§ SHORT PROBLEM
Provide an exact copy of the data, excluding the images.

§ RAW DATA
+ + + +
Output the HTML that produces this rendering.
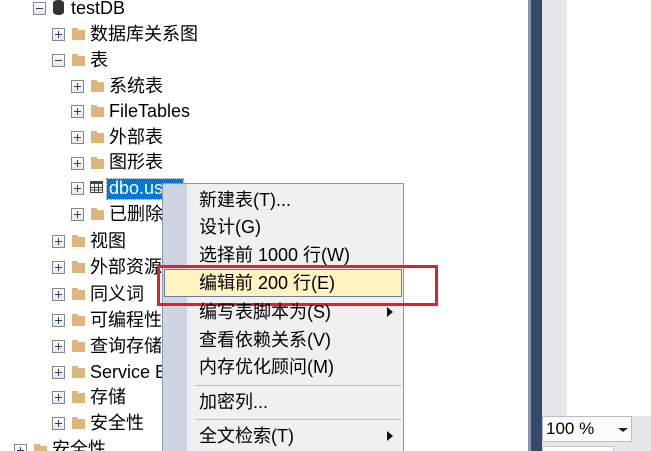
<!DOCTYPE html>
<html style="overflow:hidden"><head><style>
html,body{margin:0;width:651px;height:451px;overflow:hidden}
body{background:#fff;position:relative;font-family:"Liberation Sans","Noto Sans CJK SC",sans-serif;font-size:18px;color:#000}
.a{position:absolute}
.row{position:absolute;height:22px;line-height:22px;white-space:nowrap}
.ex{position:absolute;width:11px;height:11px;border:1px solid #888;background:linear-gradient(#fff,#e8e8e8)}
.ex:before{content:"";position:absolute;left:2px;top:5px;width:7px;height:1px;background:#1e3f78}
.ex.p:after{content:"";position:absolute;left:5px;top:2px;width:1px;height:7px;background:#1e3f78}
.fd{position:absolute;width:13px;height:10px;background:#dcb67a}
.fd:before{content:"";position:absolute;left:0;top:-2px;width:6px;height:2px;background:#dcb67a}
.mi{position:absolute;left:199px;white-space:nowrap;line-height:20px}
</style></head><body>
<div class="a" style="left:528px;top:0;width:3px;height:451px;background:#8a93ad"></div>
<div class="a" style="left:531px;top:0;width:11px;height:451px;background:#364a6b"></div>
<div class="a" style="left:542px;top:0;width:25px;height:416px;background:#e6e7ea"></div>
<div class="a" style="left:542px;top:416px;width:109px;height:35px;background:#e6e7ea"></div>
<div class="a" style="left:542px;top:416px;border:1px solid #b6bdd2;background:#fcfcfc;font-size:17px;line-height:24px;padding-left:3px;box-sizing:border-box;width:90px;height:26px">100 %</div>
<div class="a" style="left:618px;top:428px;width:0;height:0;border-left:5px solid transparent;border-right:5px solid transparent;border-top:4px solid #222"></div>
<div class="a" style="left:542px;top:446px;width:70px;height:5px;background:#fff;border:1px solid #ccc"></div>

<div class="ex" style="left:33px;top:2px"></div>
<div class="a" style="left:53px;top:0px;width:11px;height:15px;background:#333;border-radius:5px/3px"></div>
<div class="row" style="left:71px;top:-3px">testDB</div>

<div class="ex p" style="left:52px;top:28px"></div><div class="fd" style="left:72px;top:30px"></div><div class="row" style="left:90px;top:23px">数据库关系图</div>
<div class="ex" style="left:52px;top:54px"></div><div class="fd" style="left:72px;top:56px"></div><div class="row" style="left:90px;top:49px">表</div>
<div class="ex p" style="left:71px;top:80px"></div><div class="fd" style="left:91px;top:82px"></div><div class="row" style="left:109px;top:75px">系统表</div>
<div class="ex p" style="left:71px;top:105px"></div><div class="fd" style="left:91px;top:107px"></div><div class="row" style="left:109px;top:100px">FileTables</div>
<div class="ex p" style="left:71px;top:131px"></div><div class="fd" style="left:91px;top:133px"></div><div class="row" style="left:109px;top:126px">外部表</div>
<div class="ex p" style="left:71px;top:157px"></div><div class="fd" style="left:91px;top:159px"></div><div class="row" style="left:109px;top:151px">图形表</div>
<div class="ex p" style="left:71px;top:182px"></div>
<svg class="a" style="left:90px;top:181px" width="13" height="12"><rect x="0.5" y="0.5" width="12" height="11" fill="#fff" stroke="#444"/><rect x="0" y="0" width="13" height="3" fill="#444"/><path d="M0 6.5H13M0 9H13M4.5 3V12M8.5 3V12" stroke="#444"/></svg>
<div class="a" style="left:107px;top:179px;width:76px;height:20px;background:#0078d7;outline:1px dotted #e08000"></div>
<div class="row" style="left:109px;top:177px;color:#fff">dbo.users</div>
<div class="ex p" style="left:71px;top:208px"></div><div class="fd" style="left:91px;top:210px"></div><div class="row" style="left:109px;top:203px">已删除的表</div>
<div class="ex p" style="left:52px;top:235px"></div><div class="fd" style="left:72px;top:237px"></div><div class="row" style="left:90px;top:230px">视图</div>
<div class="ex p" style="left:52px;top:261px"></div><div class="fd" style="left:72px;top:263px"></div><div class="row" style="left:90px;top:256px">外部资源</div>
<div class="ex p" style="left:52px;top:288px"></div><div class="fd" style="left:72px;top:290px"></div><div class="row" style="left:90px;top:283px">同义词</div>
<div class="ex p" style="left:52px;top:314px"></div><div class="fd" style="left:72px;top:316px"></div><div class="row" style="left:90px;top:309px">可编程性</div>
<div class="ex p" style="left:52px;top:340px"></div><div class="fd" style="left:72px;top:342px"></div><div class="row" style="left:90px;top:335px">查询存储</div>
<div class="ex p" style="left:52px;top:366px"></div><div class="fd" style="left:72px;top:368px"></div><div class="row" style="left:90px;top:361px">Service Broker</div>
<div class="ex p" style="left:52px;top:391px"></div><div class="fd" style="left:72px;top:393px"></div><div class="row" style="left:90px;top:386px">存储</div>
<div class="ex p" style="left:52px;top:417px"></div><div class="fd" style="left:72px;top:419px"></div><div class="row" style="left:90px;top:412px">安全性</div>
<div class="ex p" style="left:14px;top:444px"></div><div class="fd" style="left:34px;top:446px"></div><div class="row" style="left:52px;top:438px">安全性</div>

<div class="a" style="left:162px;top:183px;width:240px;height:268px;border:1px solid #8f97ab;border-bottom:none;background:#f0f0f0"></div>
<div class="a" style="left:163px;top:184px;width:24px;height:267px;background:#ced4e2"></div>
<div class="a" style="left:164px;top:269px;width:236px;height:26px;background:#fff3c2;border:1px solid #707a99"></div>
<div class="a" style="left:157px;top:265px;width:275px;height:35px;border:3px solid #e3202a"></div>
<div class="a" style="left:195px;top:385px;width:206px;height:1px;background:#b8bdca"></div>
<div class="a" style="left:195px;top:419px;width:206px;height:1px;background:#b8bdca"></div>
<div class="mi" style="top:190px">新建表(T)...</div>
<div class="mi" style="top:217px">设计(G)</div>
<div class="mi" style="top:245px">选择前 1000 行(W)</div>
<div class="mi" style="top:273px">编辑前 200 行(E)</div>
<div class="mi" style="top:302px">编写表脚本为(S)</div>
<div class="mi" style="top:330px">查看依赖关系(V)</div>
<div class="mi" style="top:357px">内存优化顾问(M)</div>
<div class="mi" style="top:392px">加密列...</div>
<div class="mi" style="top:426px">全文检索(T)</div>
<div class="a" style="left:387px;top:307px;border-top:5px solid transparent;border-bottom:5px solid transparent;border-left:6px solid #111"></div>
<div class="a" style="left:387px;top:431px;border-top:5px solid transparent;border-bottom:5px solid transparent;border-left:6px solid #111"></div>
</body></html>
+ + + +
§ RESULT
Output the HTML that produces this rendering.
<!DOCTYPE html>
<html style="overflow:hidden"><head><style>
html,body{margin:0;width:651px;height:451px;overflow:hidden}
body{background:#fff;position:relative;font-family:"Liberation Sans","Noto Sans CJK SC",sans-serif;font-size:18px;color:#000}
.a{position:absolute}
.row{position:absolute;height:22px;line-height:22px;white-space:nowrap}
.ex{position:absolute;width:11px;height:11px;border:1px solid #888;background:linear-gradient(#fff,#e8e8e8)}
.ex:before{content:"";position:absolute;left:2px;top:5px;width:7px;height:1px;background:#1e3f78}
.ex.p:after{content:"";position:absolute;left:5px;top:2px;width:1px;height:7px;background:#1e3f78}
.fd{position:absolute;width:13px;height:10px;background:#dcb67a}
.fd:before{content:"";position:absolute;left:0;top:-2px;width:6px;height:2px;background:#dcb67a}
.mi{position:absolute;left:199px;white-space:nowrap;line-height:20px}
</style></head><body>
<div class="a" style="left:528px;top:0;width:3px;height:451px;background:#8a93ad"></div>
<div class="a" style="left:531px;top:0;width:11px;height:451px;background:#364a6b"></div>
<div class="a" style="left:542px;top:0;width:25px;height:416px;background:#e6e7ea"></div>
<div class="a" style="left:542px;top:416px;width:109px;height:35px;background:#e6e7ea"></div>
<div class="a" style="left:542px;top:416px;border:1px solid #b6bdd2;background:#fcfcfc;font-size:17px;line-height:24px;padding-left:3px;box-sizing:border-box;width:90px;height:26px">100 %</div>
<div class="a" style="left:618px;top:428px;width:0;height:0;border-left:5px solid transparent;border-right:5px solid transparent;border-top:4px solid #222"></div>
<div class="a" style="left:542px;top:446px;width:70px;height:5px;background:#fff;border:1px solid #ccc"></div>

<div class="ex" style="left:33px;top:2px"></div>
<div class="a" style="left:53px;top:0px;width:11px;height:15px;background:#333;border-radius:5px/3px"></div>
<div class="row" style="left:71px;top:-3px">testDB</div>

<div class="ex p" style="left:52px;top:28px"></div><div class="fd" style="left:72px;top:30px"></div><div class="row" style="left:90px;top:23px">数据库关系图</div>
<div class="ex" style="left:52px;top:54px"></div><div class="fd" style="left:72px;top:56px"></div><div class="row" style="left:90px;top:49px">表</div>
<div class="ex p" style="left:71px;top:80px"></div><div class="fd" style="left:91px;top:82px"></div><div class="row" style="left:109px;top:75px">系统表</div>
<div class="ex p" style="left:71px;top:105px"></div><div class="fd" style="left:91px;top:107px"></div><div class="row" style="left:109px;top:100px">FileTables</div>
<div class="ex p" style="left:71px;top:131px"></div><div class="fd" style="left:91px;top:133px"></div><div class="row" style="left:109px;top:126px">外部表</div>
<div class="ex p" style="left:71px;top:157px"></div><div class="fd" style="left:91px;top:159px"></div><div class="row" style="left:109px;top:151px">图形表</div>
<div class="ex p" style="left:71px;top:182px"></div>
<svg class="a" style="left:90px;top:181px" width="13" height="12"><rect x="0.5" y="0.5" width="12" height="11" fill="#fff" stroke="#444"/><rect x="0" y="0" width="13" height="3" fill="#444"/><path d="M0 6.5H13M0 9H13M4.5 3V12M8.5 3V12" stroke="#444"/></svg>
<div class="a" style="left:107px;top:179px;width:76px;height:20px;background:#0078d7;outline:1px dotted #e08000"></div>
<div class="row" style="left:109px;top:177px;color:#fff">dbo.users</div>
<div class="ex p" style="left:71px;top:208px"></div><div class="fd" style="left:91px;top:210px"></div><div class="row" style="left:109px;top:203px">已删除的表</div>
<div class="ex p" style="left:52px;top:235px"></div><div class="fd" style="left:72px;top:237px"></div><div class="row" style="left:90px;top:230px">视图</div>
<div class="ex p" style="left:52px;top:261px"></div><div class="fd" style="left:72px;top:263px"></div><div class="row" style="left:90px;top:256px">外部资源</div>
<div class="ex p" style="left:52px;top:288px"></div><div class="fd" style="left:72px;top:290px"></div><div class="row" style="left:90px;top:283px">同义词</div>
<div class="ex p" style="left:52px;top:314px"></div><div class="fd" style="left:72px;top:316px"></div><div class="row" style="left:90px;top:309px">可编程性</div>
<div class="ex p" style="left:52px;top:340px"></div><div class="fd" style="left:72px;top:342px"></div><div class="row" style="left:90px;top:335px">查询存储</div>
<div class="ex p" style="left:52px;top:366px"></div><div class="fd" style="left:72px;top:368px"></div><div class="row" style="left:90px;top:361px">Service Broker</div>
<div class="ex p" style="left:52px;top:391px"></div><div class="fd" style="left:72px;top:393px"></div><div class="row" style="left:90px;top:386px">存储</div>
<div class="ex p" style="left:52px;top:417px"></div><div class="fd" style="left:72px;top:419px"></div><div class="row" style="left:90px;top:412px">安全性</div>
<div class="ex p" style="left:14px;top:444px"></div><div class="fd" style="left:34px;top:446px"></div><div class="row" style="left:52px;top:438px">安全性</div>

<div class="a" style="left:162px;top:183px;width:240px;height:268px;border:1px solid #8f97ab;border-bottom:none;background:#f0f0f0"></div>
<div class="a" style="left:163px;top:184px;width:24px;height:267px;background:#ced4e2"></div>
<div class="a" style="left:164px;top:269px;width:236px;height:26px;background:#fff3c2;border:1px solid #707a99"></div>
<div class="a" style="left:157px;top:265px;width:275px;height:35px;border:3px solid #e3202a"></div>
<div class="a" style="left:195px;top:385px;width:206px;height:1px;background:#b8bdca"></div>
<div class="a" style="left:195px;top:419px;width:206px;height:1px;background:#b8bdca"></div>
<div class="mi" style="top:190px">新建表(T)...</div>
<div class="mi" style="top:217px">设计(G)</div>
<div class="mi" style="top:245px">选择前 1000 行(W)</div>
<div class="mi" style="top:273px">编辑前 200 行(E)</div>
<div class="mi" style="top:302px">编写表脚本为(S)</div>
<div class="mi" style="top:330px">查看依赖关系(V)</div>
<div class="mi" style="top:357px">内存优化顾问(M)</div>
<div class="mi" style="top:392px">加密列...</div>
<div class="mi" style="top:426px">全文检索(T)</div>
<div class="a" style="left:387px;top:307px;border-top:5px solid transparent;border-bottom:5px solid transparent;border-left:6px solid #111"></div>
<div class="a" style="left:387px;top:431px;border-top:5px solid transparent;border-bottom:5px solid transparent;border-left:6px solid #111"></div>
</body></html>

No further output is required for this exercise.